Bush, ordering the deployment of an additional 21,500 soldiers and Marines to Iraq, insists that his decision offers the best chance of helping the Iraqi government gain control over sectarian violence and terrorist acts that are claiming hundreds of lives there each week.
In his State of the Union address to a joint session of Congress on Tuesday night, the president asserted that “it is still within our power to shape the outcome of this battle,” and he warned that “the consequences of failure would be grievous and far-reaching.”
Yet the bipartisan tone that the president attempted to strike with a new, Democrat-controlled Congress lasted less than 12 hours, with the Senate Foreign Relations Committee voting 12-9 Wednesday to adopt its resolution protesting the president’s deployment.

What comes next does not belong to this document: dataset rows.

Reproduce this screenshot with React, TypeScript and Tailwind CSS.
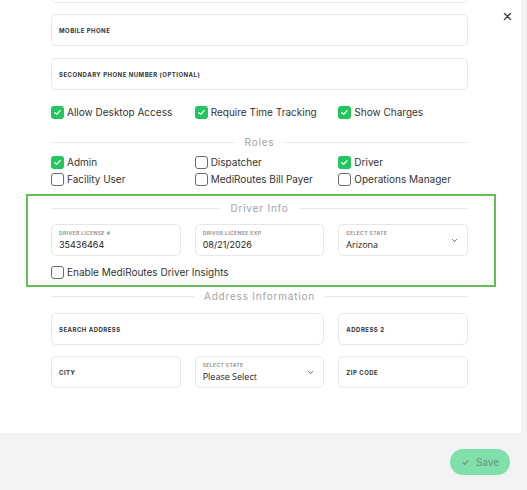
import React from 'react';

const font = { fontFamily: 'Inter, "Liberation Sans", sans-serif' };

const Check = ({ on }: { on?: boolean }) => (
  <span
    className={`flex h-[13px] w-[13px] shrink-0 items-center justify-center rounded-[3px] ${
      on ? 'bg-[#22c55e]' : 'border border-[#6b6b6b] bg-white'
    }`}
  >
    {on && (
      <svg viewBox="0 0 12 12" className="h-[9px] w-[9px]" fill="none" stroke="white" strokeWidth="1.8" strokeLinecap="round" strokeLinejoin="round">
        <path d="M2.5 6.2l2.3 2.3 4.7-5" />
      </svg>
    )}
  </span>
);

const CheckItem = ({ label, on }: { label: string; on?: boolean }) => (
  <label className="flex h-[13px] items-center gap-[3px] text-[10px] leading-[13px] text-[#333]">
    <Check on={on} />
    <span>{label}</span>
  </label>
);

const Divider = ({ title }: { title: string }) => (
  <div className="flex h-[14px] items-center gap-[10px]">
    <div className="h-px flex-1 bg-[#e8e8e8]" />
    <span className="text-[10px] leading-[14px] tracking-[0.08em] text-[#a3a3a3]">{title}</span>
    <div className="h-px flex-1 bg-[#e8e8e8]" />
  </div>
);

const Field = ({ label, className = '' }: { label: string; className?: string }) => (
  <div className={`flex h-[32px] items-center rounded-[5px] border border-[#e6e6e6] bg-white px-[7px] ${className}`}>
    <span className="text-[6px] font-bold tracking-[0.08em] text-[#333]">{label}</span>
  </div>
);

const ValueField = ({ label, value, select }: { label: string; value: string; select?: boolean }) => (
  <div className="relative flex h-[32px] flex-col justify-center rounded-[5px] border border-[#e6e6e6] bg-white px-[7px]">
    <span className="text-[5px] font-semibold leading-[6px] tracking-[0.08em] text-[#888]">{label}</span>
    <span
      className="mt-[4px] text-[9px] leading-[10px] text-[#222]"
      style={select ? { fontFamily: '"Open Sans", "Liberation Sans", sans-serif' } : undefined}
    >
      {value}
    </span>
    {select && (
      <svg viewBox="0 0 10 10" className="absolute right-[9px] top-[12px] h-[7px] w-[7px]" fill="none" stroke="#555" strokeWidth="1.3" strokeLinecap="round" strokeLinejoin="round">
        <path d="M2 3.5l3 3 3-3" />
      </svg>
    )}
  </div>
);

export default function App() {
  return (
    <div className="flex h-[490px] w-[527px] flex-col overflow-hidden bg-[#f3f3f3]" style={font}>
      <div className="relative h-[433px] w-[521px] shrink-0 overflow-hidden bg-white">
        <button className="absolute left-[503px] top-[12px] text-[#333]">
          <svg viewBox="0 0 10 10" className="h-[9px] w-[9px]" fill="none" stroke="#333" strokeWidth="1.4" strokeLinecap="round">
            <path d="M1.5 1.5l7 7M8.5 1.5l-7 7" />
          </svg>
        </button>

        <div className="mt-[-29px] flex flex-col">
          <div className="mx-[51px] w-[417px]">
            <Field label="" />
            <Field label="MOBILE PHONE" className="mt-[11px]" />
            <Field label="SECONDARY PHONE NUMBER (OPTIONAL)" className="mt-[12px]" />

            <div className="mt-[16px] grid grid-cols-3 gap-x-[14px]">
              <CheckItem label="Allow Desktop Access" on />
              <CheckItem label="Require Time Tracking" on />
              <CheckItem label="Show Charges" on />
            </div>

            <div className="mt-[16px]">
              <Divider title="Roles" />
            </div>

            <div className="mt-[7px] grid grid-cols-3 gap-x-[14px] gap-y-[4px]">
              <CheckItem label="Admin" on />
              <CheckItem label="Dispatcher" />
              <CheckItem label="Driver" on />
              <CheckItem label="Facility User" />
              <CheckItem label="MediRoutes Bill Payer" />
              <CheckItem label="Operations Manager" />
            </div>
          </div>

          <div className="ml-[26px] mt-[8px] w-[470px] border-2 border-[#63bf55] pb-[6px] pl-[23px] pr-[26px] pt-[5px]">
            <Divider title="Driver Info" />
            <div className="mt-[9px] grid grid-cols-3 gap-x-[14px]">
              <ValueField label="DRIVER LICENSE #" value="35436464" />
              <ValueField label="DRIVER LICENSE EXP" value="08/21/2026" />
              <ValueField label="SELECT STATE" value="Arizona" select />
            </div>
            <div className="mt-[10px]">
              <CheckItem label="Enable MediRoutes Driver Insights" />
            </div>
          </div>

          <div className="mx-[51px] w-[417px]">
            <div className="mt-[2px]">
              <Divider title="Address Information" />
            </div>
            <div className="mt-[10px] grid grid-cols-3 gap-x-[14px]">
              <Field label="SEARCH ADDRESS" className="col-span-2" />
              <Field label="ADDRESS 2" />
            </div>
            <div className="mt-[11px] grid grid-cols-3 gap-x-[14px]">
              <Field label="CITY" />
              <ValueField label="SELECT STATE" value="Please Select" select />
              <Field label="ZIP CODE" />
            </div>
          </div>
        </div>
      </div>

      <div className="flex justify-end pr-[17px] pt-[16px]">
        <button className="flex h-[26px] w-[60px] items-center justify-center gap-[6px] rounded-full bg-[#7fe0ab] text-[10px] text-[#6f8f7e]">
          <svg viewBox="0 0 12 12" className="h-[9px] w-[9px]" fill="none" stroke="#6f8f7e" strokeWidth="1.5" strokeLinecap="round" strokeLinejoin="round">
            <path d="M2.5 6.2l2.3 2.3 4.7-5" />
          </svg>
          Save
        </button>
      </div>
    </div>
  );
}
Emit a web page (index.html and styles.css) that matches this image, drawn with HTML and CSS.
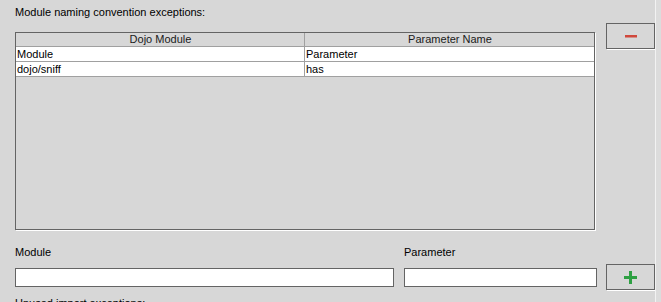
FILE: index.html
```html
<!DOCTYPE html>
<html>
<head>
<meta charset="utf-8">
<link rel="stylesheet" href="styles.css">
</head>
<body>
<div class="page">
  <div class="content">
    <section class="top">
      <div class="title">Module naming convention exceptions:</div>
      <div class="table">
        <div class="row head">
          <div class="cell">Dojo Module</div>
          <div class="cell">Parameter Name</div>
        </div>
        <div class="row body">
          <div class="cell">Module</div>
          <div class="cell">Parameter</div>
        </div>
        <div class="row body">
          <div class="cell">dojo/sniff</div>
          <div class="cell">has</div>
        </div>
      </div>
      <button class="btn btn-minus" type="button" aria-label="Remove">
        <svg width="12" height="3" viewBox="0 0 12 3"><rect x="0" y="0" width="12" height="2.5" fill="#d0483c"/></svg>
      </button>
    </section>
    <section class="bottom">
      <div class="field field-module">
        <label class="label">Module</label>
        <input class="input" type="text">
      </div>
      <div class="field field-param">
        <label class="label">Parameter</label>
        <input class="input" type="text">
      </div>
      <button class="btn btn-plus" type="button" aria-label="Add">
        <svg width="13" height="13" viewBox="0 0 13 13"><rect x="5" y="0" width="3" height="13" fill="#2ea043"/><rect x="0" y="5" width="13" height="3" fill="#2ea043"/></svg>
      </button>
    </section>
    <div class="title next">Unused import exceptions:</div>
  </div>
  <div class="edge"></div>
</div>
</body>
</html>
```
FILE: styles.css
```css
html, body {
  margin: 0;
  padding: 0;
  background: #d7d7d7;
  overflow: hidden;
}
body {
  font-family: "Liberation Sans", Arial, sans-serif;
  font-size: 11px;
  color: #000;
}
.page {
  display: flex;
  width: 661px;
  height: 302px;
}
.content {
  width: 656px;
  padding-left: 15px;
  box-sizing: border-box;
}
.edge {
  width: 5px;
  border-left: 1px solid #f2f2f2;
  background: #dcdcdc;
}
.top {
  display: grid;
  grid-template-columns: 580px 49px;
  grid-template-rows: 32px 198px;
  column-gap: 11px;
}
.title {
  line-height: 14px;
  padding-top: 5px;
  grid-column: 1;
  grid-row: 1;
}
.table {
  grid-column: 1;
  grid-row: 2;
  border: 1px solid #646464;
  box-shadow: 1px 1px 0 #fff;
  box-sizing: border-box;
  height: 198px;
  background: #d7d7d7;
}
.row {
  display: grid;
  grid-template-columns: 288px 1fr;
  border-bottom: 1px solid #a0a0a0;
}
.row .cell {
  padding-left: 1px;
  white-space: nowrap;
}
.row .cell + .cell {
  border-left: 1px solid #a0a0a0;
}
.head {
  height: 13px;
  line-height: 13px;
}
.head .cell {
  text-align: center;
  color: #1a1a1a;
}
.body {
  background: #fff;
  height: 14px;
  line-height: 14px;
}
.btn {
  width: 49px;
  height: 26px;
  padding: 0;
  background: #d7d7d7;
  border: 1px solid #646464;
  box-shadow: 1px 1px 0 #fff;
  display: flex;
  align-items: center;
  justify-content: center;
}
.btn-minus {
  grid-column: 2;
  grid-row: 1 / 3;
  margin-top: 23px;
  align-self: start;
}
.bottom {
  display: flex;
  align-items: flex-start;
  margin-top: 15px;
}
.field {
  display: flex;
  flex-direction: column;
}
.field-module {
  width: 379px;
  margin-right: 10px;
}
.field-param {
  width: 193px;
  margin-right: 9px;
}
.label {
  line-height: 14px;
  margin-bottom: 9px;
}
.input {
  height: 19px;
  box-sizing: border-box;
  border: 1px solid #646464;
  background: #fff;
  margin: 0;
  padding: 0 2px;
  font: inherit;
}
.btn-plus {
  margin-top: 19px;
}
.next {
  padding-top: 6px;
}
```
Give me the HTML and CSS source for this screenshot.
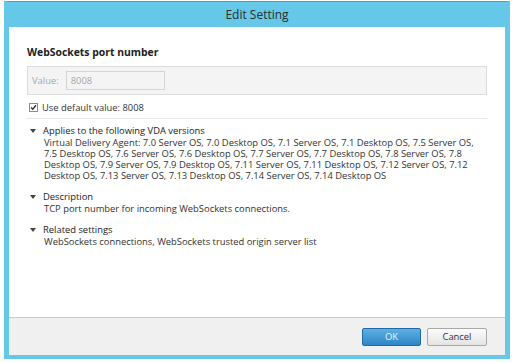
FILE: index.html
```html
<!DOCTYPE html>
<html>
<head>
<meta charset="utf-8">
<link rel="stylesheet" href="styles.css">
</head>
<body>
<div class="window">
  <div class="titlebar">Edit Setting</div>
  <div class="content">
    <h1 class="setting-name">WebSockets port number</h1>
    <div class="value-box">
      <span class="value-label">Value:</span>
      <span class="value-input">8008</span>
    </div>
    <div class="default-row">
      <span class="checkbox"><svg width="9" height="9" viewBox="0 0 9 9"><path d="M1.5 4.5 L3.5 6.8 L7.6 1.6" fill="none" stroke="#222" stroke-width="1.6"/></svg></span>
      <span>Use default value: 8008</span>
    </div>
    <div class="details">
      <section class="detail">
        <div class="detail-head"><span class="caret"></span>Applies to the following VDA versions</div>
        <p class="detail-body">Virtual Delivery Agent: 7.0 Server OS, 7.0 Desktop OS, 7.1 Server OS, 7.1 Desktop OS, 7.5 Server OS, 7.5 Desktop OS, 7.6 Server OS, 7.6 Desktop OS, 7.7 Server OS, 7.7 Desktop OS, 7.8 Server OS, 7.8 Desktop OS, 7.9 Server OS, 7.9 Desktop OS, 7.11 Server OS, 7.11 Desktop OS, 7.12 Server OS, 7.12 Desktop OS, 7.13 Server OS, 7.13 Desktop OS, 7.14 Server OS, 7.14 Desktop OS</p>
      </section>
      <section class="detail">
        <div class="detail-head"><span class="caret"></span>Description</div>
        <p class="detail-body">TCP port number for incoming WebSockets connections.</p>
      </section>
      <section class="detail">
        <div class="detail-head"><span class="caret"></span>Related settings</div>
        <p class="detail-body">WebSockets connections, WebSockets trusted origin server list</p>
      </section>
    </div>
  </div>
  <div class="footer">
    <button class="btn btn-primary">OK</button>
    <button class="btn">Cancel</button>
  </div>
</div>
</body>
</html>
```
FILE: styles.css
```css
html, body {
  margin: 0;
  padding: 0;
  background: #ffffff;
}
body {
  font-family: "Open Sans", "Noto Sans", sans-serif;
  color: #333;
  padding: 1px 3px 4px 4px;
}
.window {
  width: 496px;
  border: 5px solid #66c8e9;
  border-top: 1px solid #7d8a90;
  border-bottom-width: 4px;
  background: #fff;
}
.titlebar {
  height: 25px;
  background: #66c8e9;
  text-align: center;
  font-size: 12px;
  line-height: 25px;
  color: #2b2b2b;
}
.content {
  height: 290px;
  padding: 0 18px;
  box-sizing: border-box;
  padding-top: 18px;
}
.setting-name {
  margin: 0;
  font-size: 10.4px;
  font-weight: 700;
  color: #222;
  line-height: 14px;
}
.value-box {
  margin-top: 7px;
  height: 29px;
  box-sizing: border-box;
  background: #f4f4f4;
  border: 1px solid #dcdcdc;
  display: flex;
  align-items: center;
  padding-left: 4px;
  gap: 7px;
}
.value-label {
  font-size: 9.4px;
  color: #a8a8a8;
}
.value-input {
  width: 99px;
  height: 19px;
  box-sizing: border-box;
  border: 1px solid #d4d4d4;
  background: #f4f4f4;
  font-size: 9.4px;
  color: #a8a8a8;
  line-height: 17px;
  padding-left: 4px;
}
.default-row {
  display: flex;
  align-items: center;
  gap: 4px;
  margin-top: 2px;
  height: 21px;
  padding-left: 2px;
  font-size: 9.4px;
  color: #333;
  border-bottom: 1px solid #e6e6e6;
}
.checkbox {
  width: 9px;
  height: 9px;
  box-sizing: border-box;
  border: 1px solid #8c8c8c;
  background: #fff;
  display: flex;
  align-items: center;
  justify-content: center;
}
.checkbox svg {
  display: block;
}
.details {
  padding-top: 6px;
  display: flex;
  flex-direction: column;
  gap: 10px;
}
.detail-head {
  display: flex;
  align-items: center;
  font-size: 9.4px;
  line-height: 12px;
  color: #222;
  padding-left: 3px;
}
.caret {
  width: 0;
  height: 0;
  border-left: 3.5px solid transparent;
  border-right: 3.5px solid transparent;
  border-top: 4px solid #444;
  margin-right: 7px;
}
.detail-body {
  margin: 0;
  padding-left: 17px;
  font-size: 9.4px;
  line-height: 11px;
  color: #333;
}
.footer {
  height: 38px;
  box-sizing: border-box;
  border-top: 1px solid #c9c9c9;
  background: #f0f0f0;
  display: flex;
  justify-content: flex-end;
  align-items: center;
  gap: 6px;
  padding-right: 18px;
}
.btn {
  width: 60px;
  height: 18px;
  box-sizing: border-box;
  border: 1px solid #a9a9a9;
  border-radius: 2px;
  background: linear-gradient(#fbfbfb, #e4e4e4);
  font-family: "Open Sans", "Noto Sans", sans-serif;
  font-size: 9.4px;
  color: #333;
  padding: 0;
  margin: 0;
}
.btn-primary {
  width: 59px;
  border-color: #1f69a6;
  background: linear-gradient(#5fb0e2, #2c86c7);
  color: #e9f4fc;
}
```
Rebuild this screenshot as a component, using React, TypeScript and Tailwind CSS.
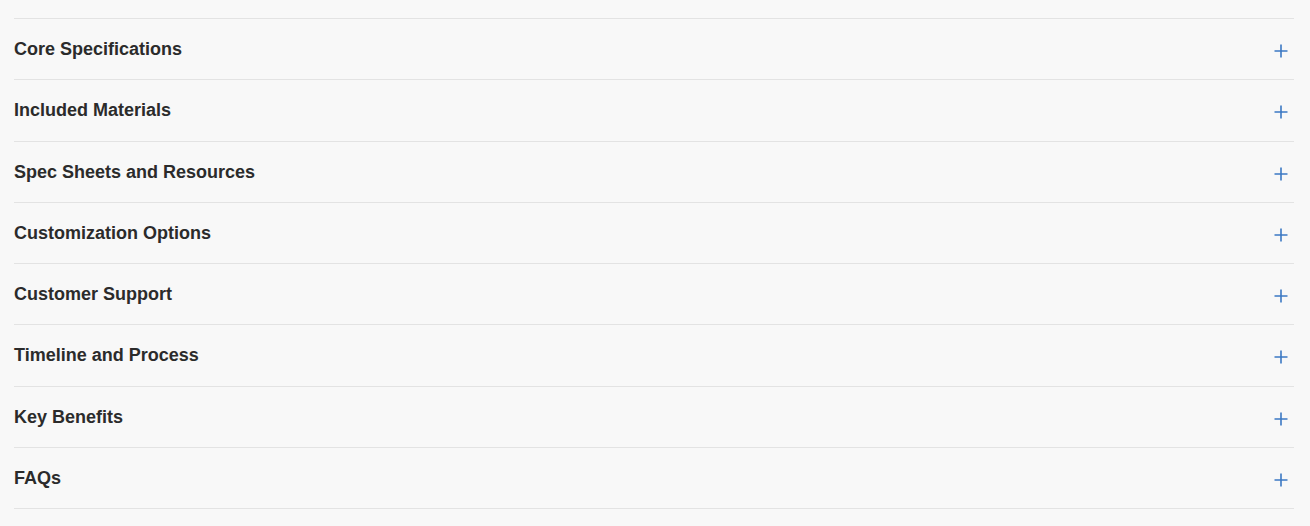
const sections = [
  "Core Specifications",
  "Included Materials",
  "Spec Sheets and Resources",
  "Customization Options",
  "Customer Support",
  "Timeline and Process",
  "Key Benefits",
  "FAQs",
];

function PlusIcon() {
  return (
    <svg width="14" height="14" viewBox="0 0 14 14" className="text-[#3b78c3]">
      <path d="M7 0.5V13.5M0.5 7H13.5" stroke="currentColor" strokeWidth="1.6" fill="none" />
    </svg>
  );
}

export default function App() {
  return (
    <div className="min-h-[526px] bg-[#f8f8f8] pt-[18px]" style={{ fontFamily: '"Liberation Sans", Arial, sans-serif' }}>
      <div className="mx-[14px] w-[1280px] border-t border-[#e3e3e3]">
        {sections.map((title) => (
          <div
            key={title}
            className="flex h-[61.25px] items-center justify-between border-b border-[#e3e3e3] cursor-pointer"
          >
            <span className="text-[18px] leading-none font-bold text-[#2b2b2b]">{title}</span>
            <span className="mr-[6px] mt-[4px] flex">
              <PlusIcon />
            </span>
          </div>
        ))}
      </div>
    </div>
  );
}
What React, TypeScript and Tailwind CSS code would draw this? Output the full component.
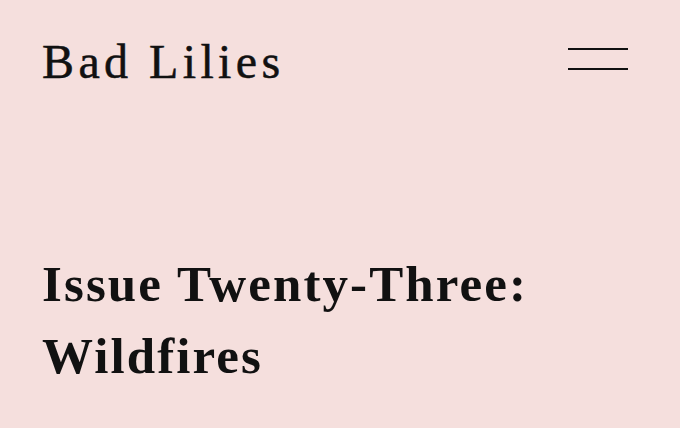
export default function App() {
  return (
    <div className="w-[680px] h-[428px] overflow-hidden bg-[#f5dfdd] text-[#111] font-['Liberation_Serif',serif]">
      <header className="flex items-start justify-between pl-[42px] pr-[52px] pt-[34px]">
        <h1 className="text-[48px] leading-[56px] tracking-[4.4px] [-webkit-text-stroke:0.5px_#111]">Bad Lilies</h1>
        <button className="mt-[14px] flex w-[60px] flex-col gap-[18px]" aria-label="Menu">
          <span className="block h-[2px] w-full bg-[#111]" />
          <span className="block h-[2px] w-full bg-[#111]" />
        </button>
      </header>
      <main className="pl-[42px] pt-[158px]">
        <h2 className="text-[51px] font-bold leading-[72px] tracking-[2.1px]">
          Issue Twenty-Three:
          <br />
          Wildfires
        </h2>
      </main>
    </div>
  );
}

With the full Senate ready to debate the issue next week _ and House Democratic leaders planning to follow swiftly _ some Republican critics of the war are advancing a resolution of their own, most notably Sen. John Warner of Virginia. And Biden, attempting to corral more Republican votes for his resolution, is negotiating its wording.
The White House maintains that it will be undeterred by the protesting resolutions.
“The vote came out as we expected it would,” said deputy press secretary Dana Perino. “As the president said last night, we understand that members have differences of opinion but he asked that they give the plan a chance.”
Vice President Dick Cheney echoed this determination in an interview with CNN.
“The Congress has control over the purse strings,” Cheney said. “They have the right, obviously, if they want, to cut off funding. But in terms of this effort, the president has made his decision. . . . The fact of the matter is, we need to get the job done.”
Democrats admit they lack the votes at this stage to limit war spending. Two of the party’s leading candidates for the 2008 presidential nomination _ Sens. Hillary Clinton, D-N.Y., and Barack Obama, D-Ill. _ are calling for “caps” on the military force deployed at the start of January, about 132,000, before Bush announced his deployment of 21,500 additional troops.
But the Foreign Relations Committee defeated an attempt by Sen. Christopher Dodd, D-Conn., to add a troop cap to its resolution by a vote of 15-6 _ with five Democrats and all 10 of the committee’s Republicans opposing Dodd’s call to cap troops at their levels as of Jan. 16.
“We must demonstrate we are prepared to lead on this issue, not simply sit back, fearful of taking positions most of us believe are in the interest of our country,” Dodd said.
Sen. James Webb, D-Va.,, a war critic who had delivered the party’s response to the president’s State of the Union address the night before, said, “This is not the place or the time” to set a cap on the number of U.S. troops in Iraq.
Some say the adopted resolution, which is silent on war spending, sends a dangerous message.
“The silence . . . has serious repercussions for our troops and our enemies to be seriously misinterpreted,” said Sen. Johnny Isakson, R-Ga.. “It sends a dangerous signal to be silent about whether we would or would not” cut spending.
While some Democrats say this resolution provides a unified voice of opposition to the president’s war strategy, some complain the resolution falls far short of the action that Americans demanded when they voted in November to hand control of Congress to the Democrats.
“This is slow walking,” said Sen. Russ Feingold, D-Wis., who opposed the original resolution authorizing military force in Iraq in 2002. “Because we are not taking strong enough action, we are not rising to the moment. . . . We did not rise to the occasion in 2002.”
Some critics call the resolution simply meaningless.
“This resolution is non-binding,” said freshman Sen. Bob Corker, R-Tenn., opposing it. “It is going to have absolutely no effect on the administration _ not one iota. . . . In essence, we’re not taking action at all.”